Universities, the energy crisis and the cost-cutting trap
Universities are big consumers of energy. Their real estate tends to be large, diverse and fragmented. High energy consumption is inherent to their operations, whether for training in certain academic fields, for research activities or for maintaining such facilities as laboratories and data centres.
The development of digital infrastructure also contributes to this trend, especially with increased hybrid and online academic provision. Price hikes are now heavily weighing on university budgets, with extremely worrying projections. For example, the national association of French universities estimated additional costs of €100 million (US$105 million) for the sector in 2022, a figure which may be much higher in 2023.
In some countries, inflation and soaring energy bills compound structural underfunding of the sector. After two difficult years of the COVID-19 pandemic, this leaves universities with little room to manoeuvre and absorb another major shock. That leaves many pondering, or already implementing, measures such as lowering heating in buildings and reducing opening hours, to longer campus closures in winter and even a return to fully online tuition.
Latvian universities have chosen to intensify the study process and accommodate as many lectures, labs and research activities as possible within the period, taking into consideration students’ preference for face-to-face teaching. Other examples show how dramatic the situation could soon become.
Slovakia’s largest university recently communicated that, in the absence of state guidance regarding energy price caps, it may not be able to turn on the lights in 2023 as it had not received any bids from energy suppliers.
In the short run, public authorities must acknowledge the unprecedented financial hardship that universities face and support them to maintain the quality of research and teaching. This means additional public funding through temporary relief schemes, such as those announced in France or in several German states.
However, additional funds may only partially cover rising costs, as university representatives in Austria pointed out in October following a government announcement of an extra €500 million for the next two years.

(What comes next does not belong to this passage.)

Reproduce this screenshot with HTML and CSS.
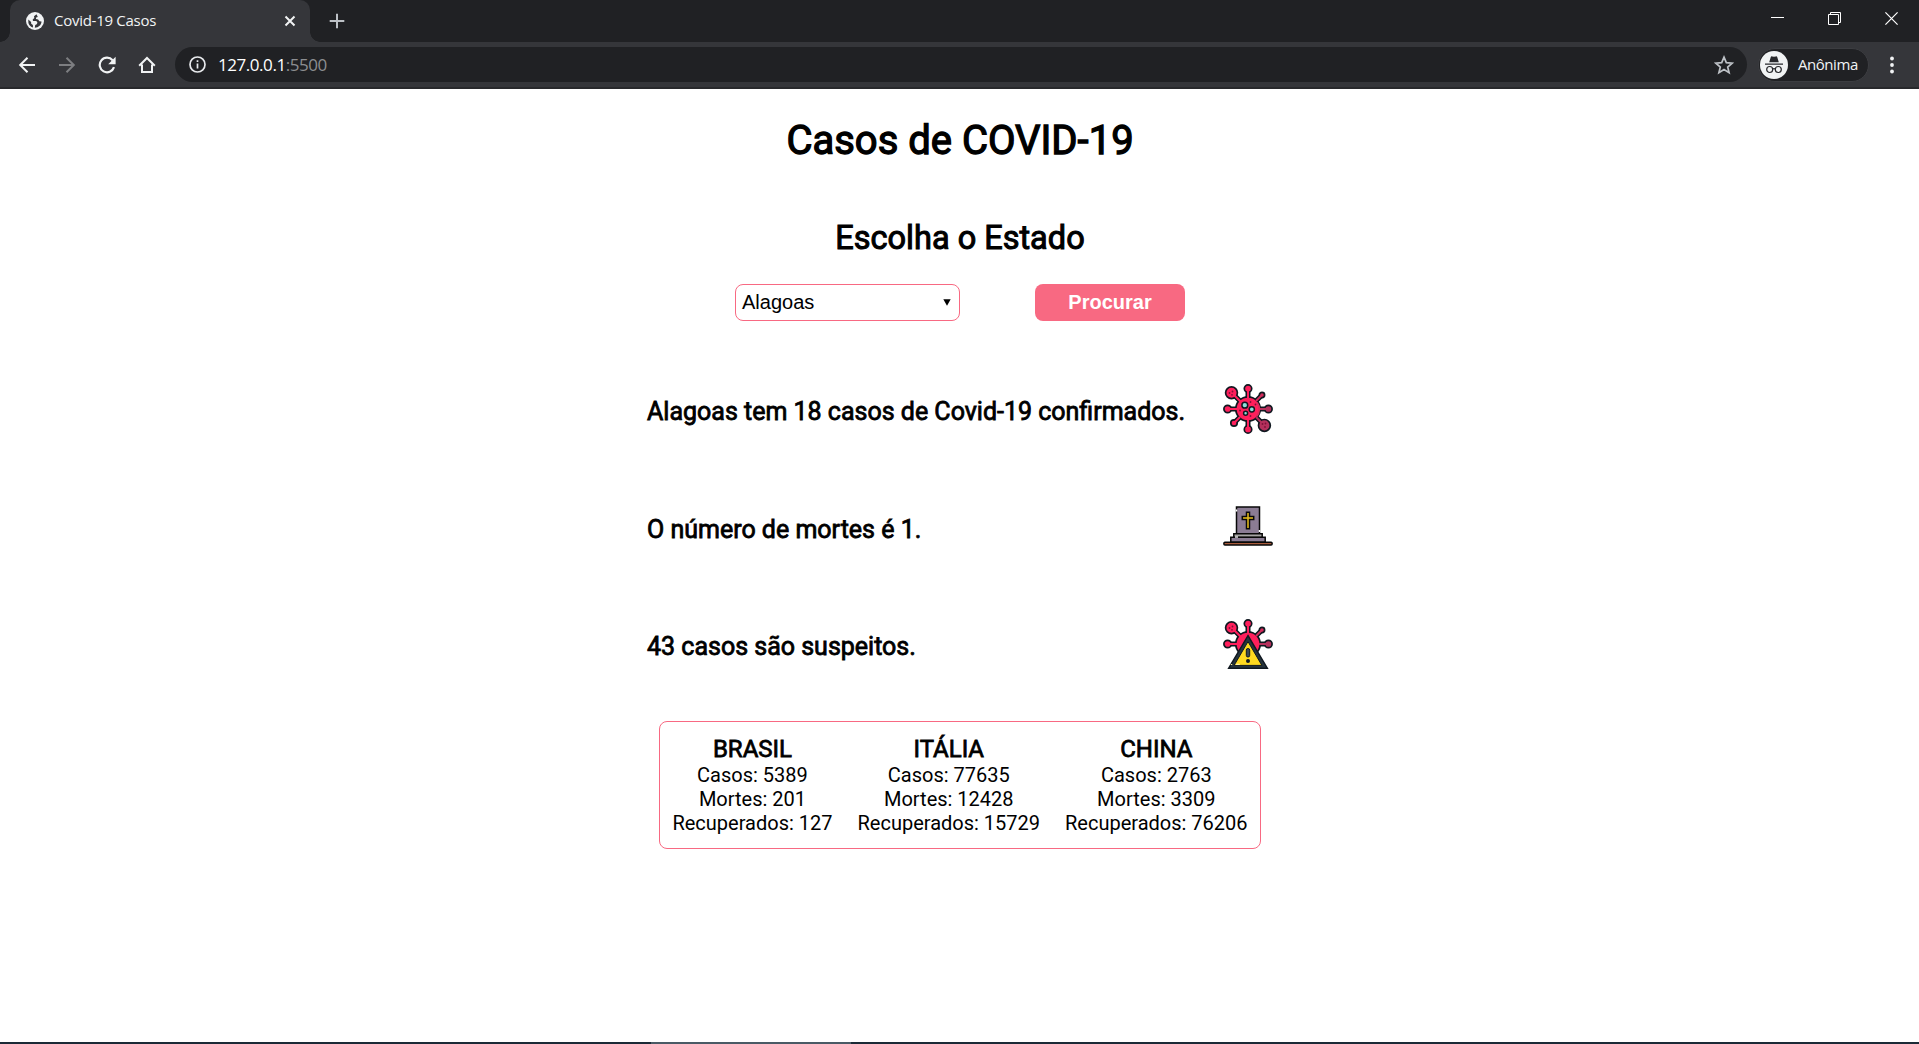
FILE: index.html
```html
<!DOCTYPE html>
<html lang="pt-BR">
<head>
<meta charset="utf-8">
<title>Covid-19 Casos</title>
<link rel="stylesheet" href="styles.css">
</head>
<body>
<header class="browser">
  <div class="tabstrip">
    <div class="tab">
      <svg class="globe" width="18" height="18" viewBox="0 0 18 18"><circle cx="9" cy="9" r="9" fill="#f1f3f4"/><path d="M10.500 2.200 8 4.200l.3 1.700L6.700 7.500 7 9h3.300l1.200 1.700-.8 1.500-1.500.7-.4 2.800c3.800 0 6.700-2.900 6.700-6.200l-2.100-.3-1.300-1.800-2.100-.4.1-1.400 1.700-.5zM2.300 7.500 2.400 11c.8 2.400 2.600 4 4.600 4.600l-.1-2.500-1.700-1.400-.1-1.700z" fill="#35363a"/></svg>
      <span class="tab-title">Covid-19 Casos</span>
      <svg class="tab-close" width="12" height="12" viewBox="0 0 12 12"><path d="m1.500 1.500 9 9m0-9-9 9" stroke="#f1f3f4" stroke-width="2"/></svg>
    </div>
    <svg class="new-tab" width="16" height="16" viewBox="0 0 16 16"><path d="M8 .7v14.600M.7 8h14.600" stroke="#bdc1c6" stroke-width="2"/></svg>
    <div class="window-buttons">
      <svg width="13" height="13" viewBox="0 0 13 13"><path d="M0 5.500h13" stroke="#fff"/></svg>
      <svg width="13" height="13" viewBox="0 0 13 13" fill="none" stroke="#fff"><path d="M.5 2.500h10v10H.5zM2.500 2.500v-2h10v10h-2"/></svg>
      <svg width="13" height="13" viewBox="0 0 13 13"><path d="m.4.4 12.200 12.200m0-12.200L.4 12.600" stroke="#fff" stroke-width="1.200"/></svg>
    </div>
  </div>
  <div class="toolbar">
    <div class="nav">
      <svg width="18" height="18" viewBox="0 0 18 18" fill="none" stroke="#f1f3f4" stroke-width="2"><path d="M17 9H2m7.500-7.300L2.200 9l7.300 7.300"/></svg>
      <svg width="18" height="18" viewBox="0 0 18 18" fill="none" stroke="#7d7e81" stroke-width="2"><path d="M1 9h15M8.500 1.700 15.800 9l-7.300 7.300"/></svg>
      <svg width="18" height="18" viewBox="0 0 18 18"><path d="M14.600 4.200A7.300 7.300 0 1 0 16 11.200" fill="none" stroke="#f1f3f4" stroke-width="2.200"/><path d="M17.600.8v7.400h-7.400z" fill="#f1f3f4"/></svg>
      <svg width="18" height="18" viewBox="0 0 18 18" fill="none" stroke="#f1f3f4" stroke-width="2"><path d="M1.200 9.800 9 2l7.800 7.800M4 8.500V16h10V8.500"/></svg>
    </div>
    <div class="address">
      <svg width="17" height="17" viewBox="0 0 17 17"><circle cx="8.500" cy="8.500" r="7.500" fill="none" stroke="#e8eaed" stroke-width="1.700"/><path d="M8.500 7.400v5M8.500 4.300v1.800" stroke="#e8eaed" stroke-width="1.700"/></svg>
      <span class="url">127.0.0.1<span class="port">:5500</span></span>
      <svg class="star" width="20" height="20" viewBox="0 0 20 20"><path d="m10 2.200 2.300 5.400 5.900.5-4.500 3.900 1.400 5.700L10 14.600l-5.100 3.100 1.400-5.700-4.500-3.900 5.900-.5z" fill="none" stroke="#bdc1c6" stroke-width="1.700"/></svg>
    </div>
    <div class="profile">
      <svg width="28" height="28" viewBox="0 0 28 28"><circle cx="14" cy="14" r="14" fill="#f1f3f4"/><path d="M9.200 11.200 10.800 6q.4-1 1.400-.6l1.800.4 1.800-.4q1-.4 1.400.6l1.600 5.200zM5 12.400h18v1.400H5z" fill="#27282c"/><g fill="none" stroke="#27282c" stroke-width="1.200"><circle cx="9.700" cy="18.500" r="3"/><circle cx="18.300" cy="18.500" r="3"/><path d="M12.700 18q1.300-.8 2.600 0"/></g></svg>
      <span>Anônima</span>
    </div>
    <svg class="more" width="4" height="18" viewBox="0 0 4 18" fill="#f1f3f4"><circle cx="2" cy="2.500" r="1.900"/><circle cx="2" cy="9" r="1.900"/><circle cx="2" cy="15.500" r="1.900"/></svg>
  </div>
</header>

<svg width="0" height="0" class="defs">
  <defs>
    <g id="virus-top">
      <path d="M25 25V6M25 25H5M25 25h20M25 25 10 10M25 25l13-13" stroke="#101820" stroke-width="5"/>
      <g fill="#ff1f5c" stroke="#101820" stroke-width="1.700">
        <circle cx="25" cy="4.600" r="3.700"/><circle cx="4.600" cy="25" r="3.700"/><circle cx="45.400" cy="25" r="3.700" fill="#b5305c"/><circle cx="8.500" cy="8.700" r="5.900"/><circle cx="39" cy="11" r="2.600" fill="#d62c5c"/><circle cx="25" cy="25" r="12.200"/>
      </g>
      <path d="M25 15V5M15 25H5M18 18 9 9" stroke="#ff1f5c" stroke-width="2"/><path d="m33 17 6-6" stroke="#d62c5c" stroke-width="1.800"/><path d="M36 25h9" stroke="#b5305c" stroke-width="2"/>
      <g fill="#7c1238"><circle cx="6.500" cy="9" r=".9"/><circle cx="9.500" cy="7.500" r=".9"/><circle cx="9" cy="10.800" r=".9"/></g>
    </g>
  </defs>
</svg>

<main class="page">
  <h1>Casos de COVID-19</h1>
  <h2>Escolha o Estado</h2>
  <div class="search">
    <div class="select"><span>Alagoas</span><svg width="8" height="7" viewBox="0 0 8 7"><path d="M.3.300h7.400L4 6.800z"/></svg></div>
    <button class="submit">Procurar</button>
  </div>
  <section class="stats">
    <div class="stat">
      <p>Alagoas tem 18 casos de Covid-19 confirmados.</p>
      <svg width="50" height="50" viewBox="0 0 50 50">
        <path d="M25 25v20M25 25 12 38M25 25l15 15" stroke="#101820" stroke-width="5"/>
        <g stroke="#101820" stroke-width="1.700"><circle cx="25" cy="45.400" r="3.700" fill="#ff1f5c"/><circle cx="11" cy="39" r="3.200" fill="#ff1f5c"/><circle cx="41.400" cy="41.400" r="5.900" fill="#b5305c"/></g>
        <use href="#virus-top"/>
        <path d="M25 35v10M17 33l-6 6" stroke="#ff1f5c" stroke-width="2"/><path d="m33 33 7 7" stroke="#b5305c" stroke-width="2"/>
        <path d="M34 18.500a11 11 0 0 1-.5 14" fill="none" stroke="#d92c5c" stroke-width="1.800"/>
        <g fill="#8de0dc" stroke="#101820" stroke-width="1.500"><circle cx="21.800" cy="21.200" r="2.900"/><circle cx="28.800" cy="25.300" r="2.600"/><circle cx="22.600" cy="29.300" r="2"/></g>
        <g fill="#7c1238"><circle cx="27.500" cy="18" r=".9"/><circle cx="32.500" cy="20.500" r=".9"/><circle cx="17" cy="26.500" r=".9"/><circle cx="27.500" cy="32" r=".9"/><circle cx="39.500" cy="40" r=".9"/><circle cx="42.500" cy="39.500" r=".9"/><circle cx="42" cy="43" r=".9"/></g>
      </svg>
    </div>
    <div class="stat">
      <p>O número de mortes é 1.</p>
      <svg width="50" height="50" viewBox="0 2 50 50">
        <g stroke="#080808" stroke-width="1.500">
          <path d="M13.500 7h23v27.500h-23z" fill="#8b7c94"/>
          <path d="M10.800 33.700h28.400v3.700H10.800z" fill="#a6a4a3"/>
          <path d="M7.800 37.200h34.400v5H7.800z" fill="#8b7c94"/>
          <rect x=".9" y="42.200" width="48.200" height="2.900" rx="1" fill="#a75b3b"/>
          <path d="M23.500 12.200h3v4.400h4.200v2.800h-4.200v9.400h-3v-9.400h-4.200v-2.800h4.200z" fill="#e9bf1d"/>
        </g>
        <path d="M12.700 10.500h1.600M35.700 31h1.600" stroke="#fff" stroke-width="1.800"/><path d="M12 37h3" stroke="#eee" stroke-width="1.400"/>
      </svg>
    </div>
    <div class="stat">
      <p>43 casos são suspeitos.</p>
      <svg width="50" height="50" viewBox="0 0 50 50">
        <use href="#virus-top"/>
        <path d="m25 16.600 19.300 32.600H5.700z" fill="#26343e" stroke="#101820" stroke-width="1.500"/>
        <path d="m25 22.600 13.900 23.800H11.100z" fill="#ffda20" stroke="#101820"/>
        <rect x="23.300" y="29.500" width="3.400" height="8.500" rx="1.600" fill="#3a4854" stroke="#101820"/><circle cx="25" cy="42" r="2" fill="#101820"/>
        <path d="M7.800 45.500h1.400M12.800 45.300h4" stroke="#fff3a0" stroke-width="1.200"/>
      </svg>
    </div>
  </section>
  <section class="countries">
    <div><h3>BRASIL</h3><p>Casos: 5389</p><p>Mortes: 201</p><p>Recuperados: 127</p></div>
    <div><h3>ITÁLIA</h3><p>Casos: 77635</p><p>Mortes: 12428</p><p>Recuperados: 15729</p></div>
    <div><h3>CHINA</h3><p>Casos: 2763</p><p>Mortes: 3309</p><p>Recuperados: 76206</p></div>
  </section>
</main>
<footer class="taskbar"><div></div></footer>
</body>
</html>
```
FILE: styles.css
```css
* { box-sizing: border-box; margin: 0; padding: 0; }
body { height: 1044px; overflow: hidden; display: flex; flex-direction: column; background: #fff; color: #000; font-family: Roboto, sans-serif; }
svg { flex: none; display: block; }
.defs { position: absolute; }
.browser { height: 89px; flex: none; background: #35363a; border-bottom: 2px solid #28292c; font-family: "Open Sans", "Noto Sans", sans-serif; color: #f1f3f4; }
.tabstrip { height: 42px; background: #202124; display: flex; align-items: center; padding-left: 10px; }
.tab { width: 300px; height: 42px; background: #35363a; border-radius: 10px 10px 0 0; display: flex; align-items: center; padding: 0 14px 0 16px; position: relative; }
.tab::before, .tab::after { content: ""; position: absolute; bottom: 0; width: 10px; height: 10px; }
.tab::before { left: -10px; background: radial-gradient(circle at 0 0, #202124 9.500px, #35363a 10px); }
.tab::after { right: -10px; background: radial-gradient(circle at 100% 0, #202124 9.500px, #35363a 10px); }
.tab-title { font-size: 15px; letter-spacing: -0.270px; margin: -2px 0 0 10px; }
.tab-close { margin-left: auto; }
.new-tab { margin-left: 19px; }
.window-buttons { margin-left: auto; display: flex; gap: 44px; padding-right: 21px; margin-bottom: 5px; }
.toolbar { height: 45px; display: flex; align-items: center; }
.nav { display: flex; gap: 22px; width: 175px; padding-left: 18px; }
.address { width: 1572px; height: 35px; background: #202124; border-radius: 18px; display: flex; align-items: center; padding: 0 13px 0 14px; }
.url { font-size: 17px; letter-spacing: -0.450px; margin: -1px 0 0 12px; color: #fff; }
.port { color: #8c8e91; }
.star { margin-left: auto; }
.profile { width: 111px; height: 34px; margin-left: 11px; border: 1px solid #3c3d41; border-radius: 17px; background: #202124; display: flex; align-items: center; padding-left: 1px; font-size: 15px; letter-spacing: -0.450px; gap: 10px; }
.profile span { margin-top: -2px; }
.more { margin-left: 21px; }
.page { flex: 1; display: flex; flex-direction: column; align-items: center; padding-left: 1px; }
h1, h2, h3, .stat p { font-weight: 400; -webkit-text-stroke: 0.032em #000; }
h1 { font-size: 40px; line-height: 48px; margin-top: 28px; }
h2 { font-size: 32.500px; line-height: 38px; margin-top: 54px; }
.search { display: flex; gap: 75px; margin-top: 27px; font-family: "Liberation Sans", Arial, sans-serif; font-size: 20px; }
.select { width: 225px; height: 37px; border: 1px solid #f86982; border-radius: 8px; display: flex; align-items: center; justify-content: space-between; padding: 0 8px 0 6px; }
.submit { width: 150px; height: 37px; border: 0; border-radius: 8px; background: #f86982; color: #fff; font: bold 20px "Liberation Sans", Arial, sans-serif; }
.stats { width: 626px; margin-top: 63px; display: grid; gap: 67.500px; }
.stat { height: 50px; display: flex; align-items: center; justify-content: space-between; }
.stat p { font-size: 25px; line-height: 30px; padding-top: 6px; }
.countries { width: 602px; height: 128px; margin-top: 52px; border: 1px solid #f86982; border-radius: 8px; display: flex; justify-content: center; gap: 25px; padding-top: 13px; text-align: center; font-size: 20px; line-height: 24px; }
.countries h3 { font-size: 24px; line-height: 28px; }
.taskbar { height: 2px; flex: none; background: #1b2a36; padding-left: 651px; }
.taskbar div { width: 200px; height: 2px; background: #4a5a65; }
```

Strong, predictable and sustainable financial support from public authorities is paramount to protect university communities, and above all students, whose academic paths were already disrupted by the pandemic.
Drastic measures such as full or partial campus closures would affect students’ learning experience, social integration and well-being. The European Students’ Union recently launched the campaign “Education is freezing” to raise awareness of student poverty exacerbated by the current inflation and energy crisis. Such decisions also hit internationally mobile students who already face soaring study and living costs and have few safety nets to fall back on while abroad.
Impact on international students
The energy crisis makes student mobility significantly less affordable in Europe, thus putting current inclusion efforts at risk. In addition, related cost-cutting measures could lower the quality of study experience for both domestic and international students, through more limited access to vital study spaces such as libraries or research laboratories.
This makes study in Europe less attractive for international students, therefore undermining European universities’ competitiveness for global talent, a key ambition outlined in the European Strategy for Universities.
To mitigate such risks, the German Academic Exchange Service (DAAD) has advocated the importance of classroom teaching for international students during the current winter semester and has welcomed German higher education institutions being granted protected customer status in the event of gas shortages.
University funding increasingly comes from competitive, project-based schemes. There, coverage of extra costs is fundamental, but may come at the expense of cutting funds for new projects (for example, the recent case of the Austrian Science Fund).
Furthermore, as national funders across Europe need to revise both funding priorities and grant sizes to remain competitive internationally and to secure the quality of teaching and research, differentiated responses to the energy crisis could create further disparities in the European Education Area and the European Research Area in the longer term.
To address students’ financial concerns in 2023, an approximate 12% increase in mobility grant rates under Erasmus+ is planned for next year. However, institutional lump sums remain at the same level – so further efforts are needed to support different types of transnational collaboration.
The enhanced use of lump sums in the next Horizon Europe work programme could also lead to increasing cost pressures on beneficiaries.
The crisis also reveals shortcomings in regulatory frameworks, which often limit universities’ capacity to tackle structural issues, for example, related to managing real estate (in many countries, universities do not have full ownership or control over their facilities) or engaging in joint procurement and shared services. Such restrictions hamper long-term planning and more agile management strategies.
A test of resilience
Universities that are well advanced in the so-called twin transitions, having formulated and started to implement greening and digitalisation strategies, are better placed to address this new challenge. However, they also know that neither transformation process offers short-term cost-saving solutions. Rather, they are medium- to long-term investments, and are therefore all the more difficult to roll out when funds are running low.
The energy crisis is putting universities’ resilience to the test for the second time within three years. Universities are key actors in understanding the causes of such crises and finding solutions through research, innovation and teaching, so it is crucial to continue supporting them in this endeavour.
This means both enabling the transition to more sustainable energy consumption over the long term as well as direct financial support to preserve a qualitative student experience in the short term.
Enora Bennetot Pruvot is deputy director for governance, funding and public policy development at the European University Association and Veronika Kupriyanova is senior policy coordinator at the Academic Cooperation Association.